Extreme weather events are only going to get worse – meet the Australian musicians embracing a more sustainable future

Music festival

Kim Churchill playing Solar Sessions

Nathan Hughes

Fires, floods, cyclones, droughts, eradication, extinction, death, destruction. Extreme weather events and their increasingly severe consequences are here, and the science says they’re only going to get worse. 

From Coldplay’s use of kinetic energy dancefloors and energy-storing stationary bikes on their current tour, to Massive Attack’s festival powered by renewable energy, artists are putting sustainability at the forefront, including many Australian musicians intent on taking their eco-friendly message to the masses.

Think of a song that’s changed your mind. Opened your eyes.
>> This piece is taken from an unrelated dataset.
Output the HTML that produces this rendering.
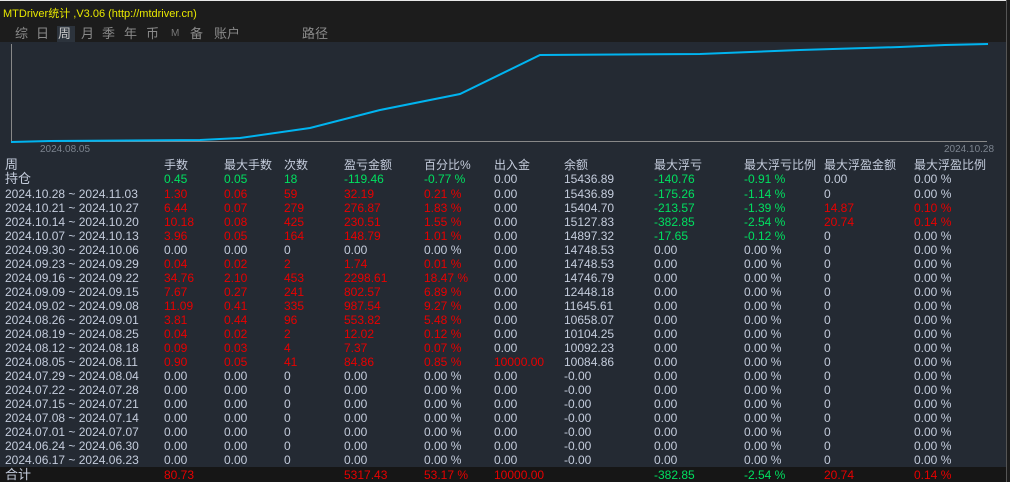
<!DOCTYPE html>
<html><head><meta charset="utf-8"><style>
*{margin:0;padding:0;box-sizing:border-box}
body{width:1010px;height:482px;background:#242a33;overflow:hidden;position:relative;font-family:"Liberation Sans","Noto Sans CJK SC",sans-serif;font-size:12px;color:#c4ccdc}
#top{position:absolute;left:0;top:0;width:1010px;height:42px;background:#1c1c1c;border-top:1px solid #e8e8e8}
#title{position:absolute;left:3px;top:4px;color:#e8e800;font-size:11px}
.tab{position:absolute;top:25px;height:16px;line-height:16px;font-size:13px;color:#8a8a8a}
#sel{position:absolute;left:57px;top:25px;width:18px;height:16px;background:#2c333c}
#rb{position:absolute;left:1006px;top:0;width:4px;height:482px;background:#1c1c1c;border-left:1px solid #555}
.row{position:absolute;left:0;height:14px;line-height:14px;white-space:nowrap;width:1006px}
.row span{position:absolute;top:0}
.c0{left:5px}.c1{left:164px}.c2{left:224px}.c3{left:284px}.c4{left:344px}.c5{left:424px}.c6{left:494px}.c7{left:564px}.c8{left:654px}.c9{left:744px}.c10{left:824px}.c11{left:914px}
.r{color:#e80000}.g{color:#00e060}
.row .lb{font-size:13px}
#tot{position:absolute;left:0;top:467px;width:1006px;height:15px;background:#161616}
</style></head><body>
<div id="top">
<div id="title">MTDriver统计 ,V3.06 (http://mtdriver.cn)</div>
<div id="sel"></div>
<span class="tab" style="left:15px">综</span>
<span class="tab" style="left:36px">日</span>
<span class="tab" style="left:58px;color:#c8c8c8">周</span>
<span class="tab" style="left:81px">月</span>
<span class="tab" style="left:102px">季</span>
<span class="tab" style="left:124px">年</span>
<span class="tab" style="left:146px">币</span>
<span class="tab" style="left:171px;font-size:10px;color:#777">M</span>
<span class="tab" style="left:190px">备</span>
<span class="tab" style="left:214px">账户</span>
<span class="tab" style="left:302px">路径</span>
</div>
<svg style="position:absolute;left:0;top:42px" width="1006" height="115">
<line x1="11.5" y1="2" x2="11.5" y2="99" stroke="#888" stroke-width="1"/>
<line x1="11" y1="99.5" x2="987" y2="99.5" stroke="#888" stroke-width="1"/>
<polyline fill="none" stroke="#00b4f0" stroke-width="2" points="11,100 50,99 200,98 240,96 310,86 380,68 460,52 540,13 700,12 800,8 900,5 945,3 988,2"/>
<text x="40" y="110" fill="#7c848f" font-size="10" font-family="Liberation Sans">2024.08.05</text>
<text x="944" y="110" fill="#7c848f" font-size="10" font-family="Liberation Sans">2024.10.28</text>
</svg>
<div id="tot"></div>
<div class="row" style="top:158px"><span class="c0 lb">周</span><span class="c1">手数</span><span class="c2">最大手数</span><span class="c3">次数</span><span class="c4">盈亏金额</span><span class="c5">百分比%</span><span class="c6">出入金</span><span class="c7">余额</span><span class="c8">最大浮亏</span><span class="c9">最大浮亏比例</span><span class="c10">最大浮盈金额</span><span class="c11">最大浮盈比例</span></div>
<div class="row" style="top:172px"><span class="c0 lb">持仓</span><span class="c1 g">0.45</span><span class="c2 g">0.05</span><span class="c3 g">18</span><span class="c4 g">-119.46</span><span class="c5 g">-0.77 %</span><span class="c6">0.00</span><span class="c7">15436.89</span><span class="c8 g">-140.76</span><span class="c9 g">-0.91 %</span><span class="c10">0.00</span><span class="c11">0.00 %</span></div>
<div class="row" style="top:187px"><span class="c0">2024.10.28 ~ 2024.11.03</span><span class="c1 r">1.30</span><span class="c2 r">0.06</span><span class="c3 r">59</span><span class="c4 r">32.19</span><span class="c5 r">0.21 %</span><span class="c6">0.00</span><span class="c7">15436.89</span><span class="c8 g">-175.26</span><span class="c9 g">-1.14 %</span><span class="c10">0</span><span class="c11">0.00 %</span></div>
<div class="row" style="top:201px"><span class="c0">2024.10.21 ~ 2024.10.27</span><span class="c1 r">6.44</span><span class="c2 r">0.07</span><span class="c3 r">279</span><span class="c4 r">276.87</span><span class="c5 r">1.83 %</span><span class="c6">0.00</span><span class="c7">15404.70</span><span class="c8 g">-213.57</span><span class="c9 g">-1.39 %</span><span class="c10 r">14.87</span><span class="c11 r">0.10 %</span></div>
<div class="row" style="top:215px"><span class="c0">2024.10.14 ~ 2024.10.20</span><span class="c1 r">10.18</span><span class="c2 r">0.08</span><span class="c3 r">425</span><span class="c4 r">230.51</span><span class="c5 r">1.55 %</span><span class="c6">0.00</span><span class="c7">15127.83</span><span class="c8 g">-382.85</span><span class="c9 g">-2.54 %</span><span class="c10 r">20.74</span><span class="c11 r">0.14 %</span></div>
<div class="row" style="top:229px"><span class="c0">2024.10.07 ~ 2024.10.13</span><span class="c1 r">3.96</span><span class="c2 r">0.05</span><span class="c3 r">164</span><span class="c4 r">148.79</span><span class="c5 r">1.01 %</span><span class="c6">0.00</span><span class="c7">14897.32</span><span class="c8 g">-17.65</span><span class="c9 g">-0.12 %</span><span class="c10">0</span><span class="c11">0.00 %</span></div>
<div class="row" style="top:243px"><span class="c0">2024.09.30 ~ 2024.10.06</span><span class="c1">0.00</span><span class="c2">0.00</span><span class="c3">0</span><span class="c4">0.00</span><span class="c5">0.00 %</span><span class="c6">0.00</span><span class="c7">14748.53</span><span class="c8">0.00</span><span class="c9">0.00 %</span><span class="c10">0</span><span class="c11">0.00 %</span></div>
<div class="row" style="top:257px"><span class="c0">2024.09.23 ~ 2024.09.29</span><span class="c1 r">0.04</span><span class="c2 r">0.02</span><span class="c3 r">2</span><span class="c4 r">1.74</span><span class="c5 r">0.01 %</span><span class="c6">0.00</span><span class="c7">14748.53</span><span class="c8">0.00</span><span class="c9">0.00 %</span><span class="c10">0</span><span class="c11">0.00 %</span></div>
<div class="row" style="top:271px"><span class="c0">2024.09.16 ~ 2024.09.22</span><span class="c1 r">34.76</span><span class="c2 r">2.10</span><span class="c3 r">453</span><span class="c4 r">2298.61</span><span class="c5 r">18.47 %</span><span class="c6">0.00</span><span class="c7">14746.79</span><span class="c8">0.00</span><span class="c9">0.00 %</span><span class="c10">0</span><span class="c11">0.00 %</span></div>
<div class="row" style="top:285px"><span class="c0">2024.09.09 ~ 2024.09.15</span><span class="c1 r">7.67</span><span class="c2 r">0.27</span><span class="c3 r">241</span><span class="c4 r">802.57</span><span class="c5 r">6.89 %</span><span class="c6">0.00</span><span class="c7">12448.18</span><span class="c8">0.00</span><span class="c9">0.00 %</span><span class="c10">0</span><span class="c11">0.00 %</span></div>
<div class="row" style="top:299px"><span class="c0">2024.09.02 ~ 2024.09.08</span><span class="c1 r">11.09</span><span class="c2 r">0.41</span><span class="c3 r">335</span><span class="c4 r">987.54</span><span class="c5 r">9.27 %</span><span class="c6">0.00</span><span class="c7">11645.61</span><span class="c8">0.00</span><span class="c9">0.00 %</span><span class="c10">0</span><span class="c11">0.00 %</span></div>
<div class="row" style="top:313px"><span class="c0">2024.08.26 ~ 2024.09.01</span><span class="c1 r">3.81</span><span class="c2 r">0.44</span><span class="c3 r">96</span><span class="c4 r">553.82</span><span class="c5 r">5.48 %</span><span class="c6">0.00</span><span class="c7">10658.07</span><span class="c8">0.00</span><span class="c9">0.00 %</span><span class="c10">0</span><span class="c11">0.00 %</span></div>
<div class="row" style="top:327px"><span class="c0">2024.08.19 ~ 2024.08.25</span><span class="c1 r">0.04</span><span class="c2 r">0.02</span><span class="c3 r">2</span><span class="c4 r">12.02</span><span class="c5 r">0.12 %</span><span class="c6">0.00</span><span class="c7">10104.25</span><span class="c8">0.00</span><span class="c9">0.00 %</span><span class="c10">0</span><span class="c11">0.00 %</span></div>
<div class="row" style="top:341px"><span class="c0">2024.08.12 ~ 2024.08.18</span><span class="c1 r">0.09</span><span class="c2 r">0.03</span><span class="c3 r">4</span><span class="c4 r">7.37</span><span class="c5 r">0.07 %</span><span class="c6">0.00</span><span class="c7">10092.23</span><span class="c8">0.00</span><span class="c9">0.00 %</span><span class="c10">0</span><span class="c11">0.00 %</span></div>
<div class="row" style="top:355px"><span class="c0">2024.08.05 ~ 2024.08.11</span><span class="c1 r">0.90</span><span class="c2 r">0.05</span><span class="c3 r">41</span><span class="c4 r">84.86</span><span class="c5 r">0.85 %</span><span class="c6 r">10000.00</span><span class="c7">10084.86</span><span class="c8">0.00</span><span class="c9">0.00 %</span><span class="c10">0</span><span class="c11">0.00 %</span></div>
<div class="row" style="top:369px"><span class="c0">2024.07.29 ~ 2024.08.04</span><span class="c1">0.00</span><span class="c2">0.00</span><span class="c3">0</span><span class="c4">0.00</span><span class="c5">0.00 %</span><span class="c6">0.00</span><span class="c7">-0.00</span><span class="c8">0.00</span><span class="c9">0.00 %</span><span class="c10">0</span><span class="c11">0.00 %</span></div>
<div class="row" style="top:383px"><span class="c0">2024.07.22 ~ 2024.07.28</span><span class="c1">0.00</span><span class="c2">0.00</span><span class="c3">0</span><span class="c4">0.00</span><span class="c5">0.00 %</span><span class="c6">0.00</span><span class="c7">-0.00</span><span class="c8">0.00</span><span class="c9">0.00 %</span><span class="c10">0</span><span class="c11">0.00 %</span></div>
<div class="row" style="top:397px"><span class="c0">2024.07.15 ~ 2024.07.21</span><span class="c1">0.00</span><span class="c2">0.00</span><span class="c3">0</span><span class="c4">0.00</span><span class="c5">0.00 %</span><span class="c6">0.00</span><span class="c7">-0.00</span><span class="c8">0.00</span><span class="c9">0.00 %</span><span class="c10">0</span><span class="c11">0.00 %</span></div>
<div class="row" style="top:411px"><span class="c0">2024.07.08 ~ 2024.07.14</span><span class="c1">0.00</span><span class="c2">0.00</span><span class="c3">0</span><span class="c4">0.00</span><span class="c5">0.00 %</span><span class="c6">0.00</span><span class="c7">-0.00</span><span class="c8">0.00</span><span class="c9">0.00 %</span><span class="c10">0</span><span class="c11">0.00 %</span></div>
<div class="row" style="top:425px"><span class="c0">2024.07.01 ~ 2024.07.07</span><span class="c1">0.00</span><span class="c2">0.00</span><span class="c3">0</span><span class="c4">0.00</span><span class="c5">0.00 %</span><span class="c6">0.00</span><span class="c7">-0.00</span><span class="c8">0.00</span><span class="c9">0.00 %</span><span class="c10">0</span><span class="c11">0.00 %</span></div>
<div class="row" style="top:439px"><span class="c0">2024.06.24 ~ 2024.06.30</span><span class="c1">0.00</span><span class="c2">0.00</span><span class="c3">0</span><span class="c4">0.00</span><span class="c5">0.00 %</span><span class="c6">0.00</span><span class="c7">-0.00</span><span class="c8">0.00</span><span class="c9">0.00 %</span><span class="c10">0</span><span class="c11">0.00 %</span></div>
<div class="row" style="top:453px"><span class="c0">2024.06.17 ~ 2024.06.23</span><span class="c1">0.00</span><span class="c2">0.00</span><span class="c3">0</span><span class="c4">0.00</span><span class="c5">0.00 %</span><span class="c6">0.00</span><span class="c7">-0.00</span><span class="c8">0.00</span><span class="c9">0.00 %</span><span class="c10">0</span><span class="c11">0.00 %</span></div>
<div class="row" style="top:468px"><span class="c0 lb">合计</span><span class="c1 r">80.73</span><span class="c4 r">5317.43</span><span class="c5 r">53.17 %</span><span class="c6 r">10000.00</span><span class="c8 g">-382.85</span><span class="c9 g">-2.54 %</span><span class="c10 r">20.74</span><span class="c11 r">0.14 %</span></div>
<div id="rb"></div>
</body></html>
Ignited a fire. Let loose a flood of emotions and ideas. 

Now think of an instance when you heard it. Chances are, you’ll have at least one vivid memory of the music or lyrics engulfing you and the surrounding environment. It could have been around a campfire. At a wet (and wild) festival. Sitting on a clifftop, mountaintop or rooftop. Or even just staring out the window on a bus. 

Whether it was banal or beautiful, songs — and our experiences with them — become intrinsically linked to the environment we’re in, the nature we’re surrounded by and the land we’re on. 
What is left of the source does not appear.